**What is needed:** Please set down all the lines beneath this one exactly, without the pictures.

**Exercise material:**
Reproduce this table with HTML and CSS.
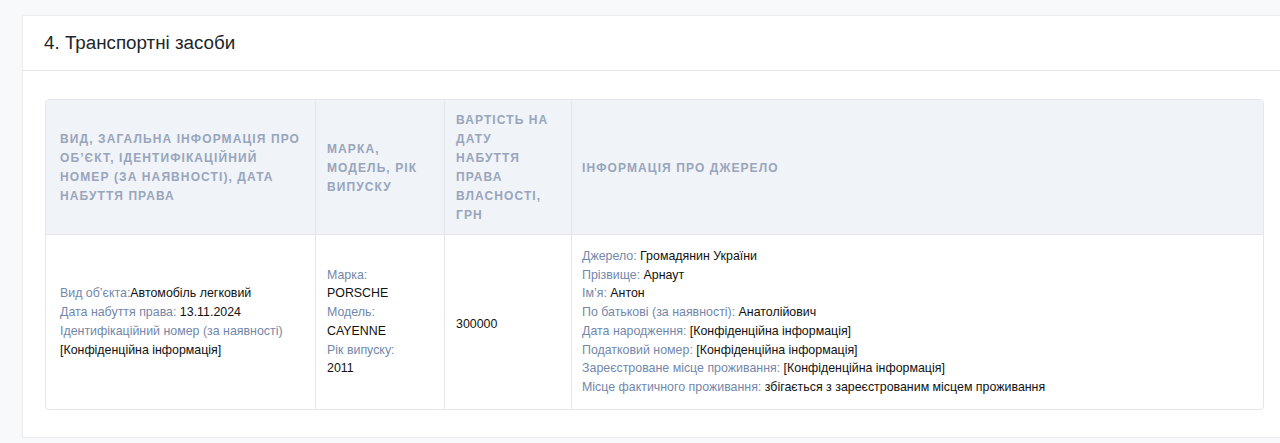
FILE: index.html
```html
<!DOCTYPE html>
<html lang="uk">
<head>
<meta charset="utf-8">
<link rel="stylesheet" href="styles.css">
</head>
<body>
<section class="card">
  <div class="card-header">4. Транспортні засоби</div>
  <div class="card-body">
    <table class="tbl">
      <colgroup>
        <col class="c1"><col class="c2"><col class="c3"><col class="c4">
      </colgroup>
      <thead>
        <tr>
          <th>Вид, загальна інформація про об’єкт, ідентифікаційний номер (за наявності), дата набуття права</th>
          <th>Марка, модель, рік випуску</th>
          <th>Вартість на дату набуття права власності, грн</th>
          <th>Інформація про джерело</th>
        </tr>
      </thead>
      <tbody>
        <tr>
          <td>
            <div><span class="lbl">Вид об’єкта:</span>Автомобіль легковий</div>
            <div><span class="lbl">Дата набуття права:</span> 13.11.2024</div>
            <div><span class="lbl">Ідентифікаційний номер (за наявності)</span></div>
            <div>[Конфіденційна інформація]</div>
          </td>
          <td>
            <div class="lbl">Марка:</div>
            <div>PORSCHE</div>
            <div class="lbl">Модель:</div>
            <div>CAYENNE</div>
            <div class="lbl">Рік випуску:</div>
            <div>2011</div>
          </td>
          <td class="num">300000</td>
          <td>
            <div><span class="lbl">Джерело:</span> Громадянин України</div>
            <div><span class="lbl">Прізвище:</span> Арнаут</div>
            <div><span class="lbl">Ім’я:</span> Антон</div>
            <div><span class="lbl">По батькові (за наявності):</span> Анатолійович</div>
            <div><span class="lbl">Дата народження:</span> [Конфіденційна інформація]</div>
            <div><span class="lbl">Податковий номер:</span> [Конфіденційна інформація]</div>
            <div><span class="lbl">Зареєстроване місце проживання:</span> [Конфіденційна інформація]</div>
            <div><span class="lbl">Місце фактичного проживання:</span> збігається з зареєстрованим місцем проживання</div>
          </td>
        </tr>
      </tbody>
    </table>
  </div>
</section>
</body>
</html>
```

FILE: styles.css
```css
html, body {
  margin: 0;
  padding: 0;
}
body {
  background: #f8f9fa;
  font-family: "Liberation Sans", Arial, sans-serif;
  color: #1a1a1a;
  padding: 15px 0 0 22px;
  height: 443px;
  box-sizing: border-box;
  overflow: hidden;
}
.card {
  width: 1290px;
  background: #fff;
  border: 1px solid #eceef1;
  box-shadow: 0 0 3px rgba(0,0,0,0.03);
  box-sizing: border-box;
}
.card-header {
  height: 55px;
  padding: 0 21px;
  display: flex;
  align-items: center;
  font-size: 18.8px;
  color: #212529;
  border-bottom: 1px solid #e6e8eb;
  box-sizing: border-box;
}
.card-body {
  padding: 28px 0 27px 22px;
}
.tbl {
  width: 1219px;
  border-collapse: separate;
  border-spacing: 0;
  border: 1px solid #e3e6ea;
  border-radius: 4px;
  table-layout: fixed;
  font-size: 12.4px;
  overflow: hidden;
}
.c1 { width: 270px; }
.c2 { width: 129px; }
.c3 { width: 127px; }
.c4 { width: auto; }
.tbl th {
  background: #f0f3f7;
  color: #98a5bc;
  font-weight: bold;
  font-size: 12px;
  text-transform: uppercase;
  letter-spacing: 1.1px;
  text-align: left;
  line-height: 19px;
  padding: 11px 12px 9px 11px;
  vertical-align: middle;
  border-bottom: 1px solid #e3e6ea;
  border-right: 1px solid #e3e6ea;
  height: 134px;
  box-sizing: border-box;
}
.tbl td {
  line-height: 18.7px;
  padding: 12px 12px 12px 11px;
  vertical-align: middle;
  border-right: 1px solid #e3e6ea;
  color: #111;
}
.tbl td.num {
  padding-top: 17px;
}
.tbl th:first-child, .tbl td:first-child {
  padding-left: 14px;
}
.tbl th:last-child, .tbl td:last-child {
  border-right: none;
  padding-left: 10px;
}
.lbl {
  color: #7387ab;
}
```
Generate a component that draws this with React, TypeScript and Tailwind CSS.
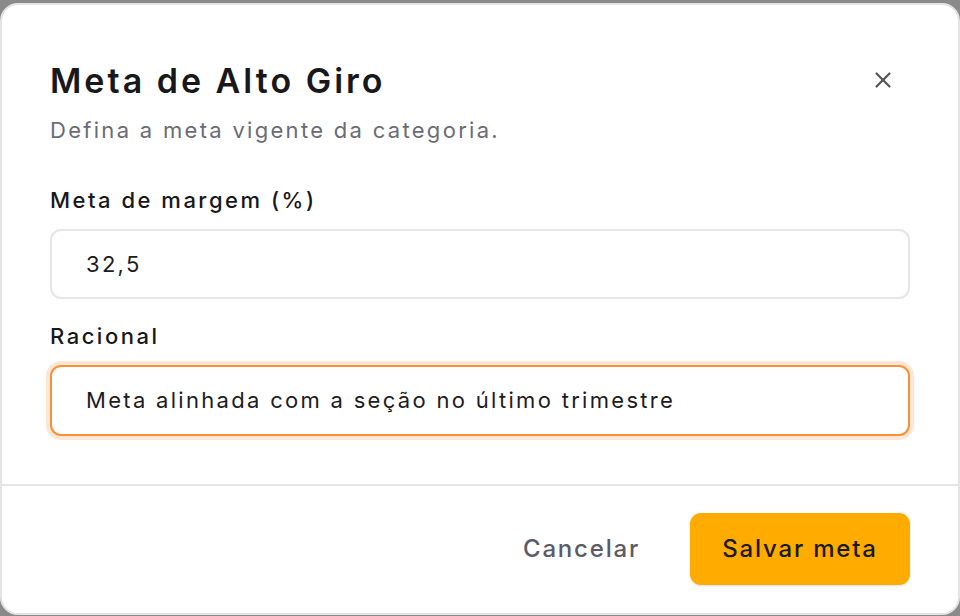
import { X } from "lucide-react";

const font = { fontFamily: "Inter, 'Noto Sans', sans-serif" };

function Field({
  label,
  value,
  focused,
  className,
}: {
  label: string;
  value: string;
  focused?: boolean;
  className?: string;
}) {
  return (
    <div className={className}>
      <label className="block text-[22px] leading-[28px] font-medium text-[#18181b] tracking-[2.5px]">
        {label}
      </label>
      <div
        className={
          focused
            ? "mt-[15px] h-[71px] rounded-[11px] border-2 border-[#f7913a] ring-4 ring-[#fde6d3] bg-white flex items-center px-[34px]"
            : "mt-[15px] h-[70px] rounded-[11px] border-2 border-[#e6e6e8] bg-white flex items-center px-[34px]"
        }
      >
        <span className="text-[22px] text-[#1c1c1f] tracking-[2.3px]">{value}</span>
      </div>
    </div>
  );
}

export default function App() {
  return (
    <div className="w-[960px] h-[616px] bg-[#8a8a8a] pt-[3px] overflow-hidden" style={font}>
      <div className="h-[612px] bg-white rounded-[18px] border-2 border-[#e4e4e7] flex flex-col">
        <div className="px-[48px] pt-[56px]">
          <div className="flex items-start justify-between">
            <h1 className="text-[34px] leading-[40px] font-semibold text-[#18181b] tracking-[3px]">
              Meta de Alto Giro
            </h1>
            <button className="mt-[6px] mr-[14px] text-[#52525b]">
              <X size={26} strokeWidth={2} />
            </button>
          </div>
          <p className="mt-[15px] text-[22px] leading-[28px] text-[#6b6b75] tracking-[2.3px]">
            Defina a meta vigente da categoria.
          </p>
          <Field className="mt-[42px]" label="Meta de margem (%)" value="32,5" />
          <Field
            className="mt-[23px]"
            label="Racional"
            value="Meta alinhada com a seção no último trimestre"
            focused
          />
        </div>
        <div className="mt-[48px] border-t-2 border-[#e6e6e8]" />
        <div className="flex justify-end items-center gap-[50px] px-[48px] pt-[27px]">
          <button className="text-[24px] font-medium text-[#5b5b66] tracking-[1.8px]">
            Cancelar
          </button>
          <button className="h-[72px] w-[220px] rounded-[11px] bg-[#ffab00] text-[24px] font-medium text-[#1a1a1a] tracking-[1.8px] shadow-sm">
            Salvar meta
          </button>
        </div>
      </div>
    </div>
  );
}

**Reply to the task:**
Reproduce this table with HTML and CSS.
FILE: index.html
```html
<!DOCTYPE html>
<html lang="uk">
<head>
<meta charset="utf-8">
<link rel="stylesheet" href="styles.css">
</head>
<body>
<section class="card">
  <div class="card-header">4. Транспортні засоби</div>
  <div class="card-body">
    <table class="tbl">
      <colgroup>
        <col class="c1"><col class="c2"><col class="c3"><col class="c4">
      </colgroup>
      <thead>
        <tr>
          <th>Вид, загальна інформація про об’єкт, ідентифікаційний номер (за наявності), дата набуття права</th>
          <th>Марка, модель, рік випуску</th>
          <th>Вартість на дату набуття права власності, грн</th>
          <th>Інформація про джерело</th>
        </tr>
      </thead>
      <tbody>
        <tr>
          <td>
            <div><span class="lbl">Вид об’єкта:</span>Автомобіль легковий</div>
            <div><span class="lbl">Дата набуття права:</span> 13.11.2024</div>
            <div><span class="lbl">Ідентифікаційний номер (за наявності)</span></div>
            <div>[Конфіденційна інформація]</div>
          </td>
          <td>
            <div class="lbl">Марка:</div>
            <div>PORSCHE</div>
            <div class="lbl">Модель:</div>
            <div>CAYENNE</div>
            <div class="lbl">Рік випуску:</div>
            <div>2011</div>
          </td>
          <td class="num">300000</td>
          <td>
            <div><span class="lbl">Джерело:</span> Громадянин України</div>
            <div><span class="lbl">Прізвище:</span> Арнаут</div>
            <div><span class="lbl">Ім’я:</span> Антон</div>
            <div><span class="lbl">По батькові (за наявності):</span> Анатолійович</div>
            <div><span class="lbl">Дата народження:</span> [Конфіденційна інформація]</div>
            <div><span class="lbl">Податковий номер:</span> [Конфіденційна інформація]</div>
            <div><span class="lbl">Зареєстроване місце проживання:</span> [Конфіденційна інформація]</div>
            <div><span class="lbl">Місце фактичного проживання:</span> збігається з зареєстрованим місцем проживання</div>
          </td>
        </tr>
      </tbody>
    </table>
  </div>
</section>
</body>
</html>
```

FILE: styles.css
```css
html, body {
  margin: 0;
  padding: 0;
}
body {
  background: #f8f9fa;
  font-family: "Liberation Sans", Arial, sans-serif;
  color: #1a1a1a;
  padding: 15px 0 0 22px;
  height: 443px;
  box-sizing: border-box;
  overflow: hidden;
}
.card {
  width: 1290px;
  background: #fff;
  border: 1px solid #eceef1;
  box-shadow: 0 0 3px rgba(0,0,0,0.03);
  box-sizing: border-box;
}
.card-header {
  height: 55px;
  padding: 0 21px;
  display: flex;
  align-items: center;
  font-size: 18.8px;
  color: #212529;
  border-bottom: 1px solid #e6e8eb;
  box-sizing: border-box;
}
.card-body {
  padding: 28px 0 27px 22px;
}
.tbl {
  width: 1219px;
  border-collapse: separate;
  border-spacing: 0;
  border: 1px solid #e3e6ea;
  border-radius: 4px;
  table-layout: fixed;
  font-size: 12.4px;
  overflow: hidden;
}
.c1 { width: 270px; }
.c2 { width: 129px; }
.c3 { width: 127px; }
.c4 { width: auto; }
.tbl th {
  background: #f0f3f7;
  color: #98a5bc;
  font-weight: bold;
  font-size: 12px;
  text-transform: uppercase;
  letter-spacing: 1.1px;
  text-align: left;
  line-height: 19px;
  padding: 11px 12px 9px 11px;
  vertical-align: middle;
  border-bottom: 1px solid #e3e6ea;
  border-right: 1px solid #e3e6ea;
  height: 134px;
  box-sizing: border-box;
}
.tbl td {
  line-height: 18.7px;
  padding: 12px 12px 12px 11px;
  vertical-align: middle;
  border-right: 1px solid #e3e6ea;
  color: #111;
}
.tbl td.num {
  padding-top: 17px;
}
.tbl th:first-child, .tbl td:first-child {
  padding-left: 14px;
}
.tbl th:last-child, .tbl td:last-child {
  border-right: none;
  padding-left: 10px;
}
.lbl {
  color: #7387ab;
}
```
Generate a component that draws this with React, TypeScript and Tailwind CSS.
import { X } from "lucide-react";

const font = { fontFamily: "Inter, 'Noto Sans', sans-serif" };

function Field({
  label,
  value,
  focused,
  className,
}: {
  label: string;
  value: string;
  focused?: boolean;
  className?: string;
}) {
  return (
    <div className={className}>
      <label className="block text-[22px] leading-[28px] font-medium text-[#18181b] tracking-[2.5px]">
        {label}
      </label>
      <div
        className={
          focused
            ? "mt-[15px] h-[71px] rounded-[11px] border-2 border-[#f7913a] ring-4 ring-[#fde6d3] bg-white flex items-center px-[34px]"
            : "mt-[15px] h-[70px] rounded-[11px] border-2 border-[#e6e6e8] bg-white flex items-center px-[34px]"
        }
      >
        <span className="text-[22px] text-[#1c1c1f] tracking-[2.3px]">{value}</span>
      </div>
    </div>
  );
}

export default function App() {
  return (
    <div className="w-[960px] h-[616px] bg-[#8a8a8a] pt-[3px] overflow-hidden" style={font}>
      <div className="h-[612px] bg-white rounded-[18px] border-2 border-[#e4e4e7] flex flex-col">
        <div className="px-[48px] pt-[56px]">
          <div className="flex items-start justify-between">
            <h1 className="text-[34px] leading-[40px] font-semibold text-[#18181b] tracking-[3px]">
              Meta de Alto Giro
            </h1>
            <button className="mt-[6px] mr-[14px] text-[#52525b]">
              <X size={26} strokeWidth={2} />
            </button>
          </div>
          <p className="mt-[15px] text-[22px] leading-[28px] text-[#6b6b75] tracking-[2.3px]">
            Defina a meta vigente da categoria.
          </p>
          <Field className="mt-[42px]" label="Meta de margem (%)" value="32,5" />
          <Field
            className="mt-[23px]"
            label="Racional"
            value="Meta alinhada com a seção no último trimestre"
            focused
          />
        </div>
        <div className="mt-[48px] border-t-2 border-[#e6e6e8]" />
        <div className="flex justify-end items-center gap-[50px] px-[48px] pt-[27px]">
          <button className="text-[24px] font-medium text-[#5b5b66] tracking-[1.8px]">
            Cancelar
          </button>
          <button className="h-[72px] w-[220px] rounded-[11px] bg-[#ffab00] text-[24px] font-medium text-[#1a1a1a] tracking-[1.8px] shadow-sm">
            Salvar meta
          </button>
        </div>
      </div>
    </div>
  );
}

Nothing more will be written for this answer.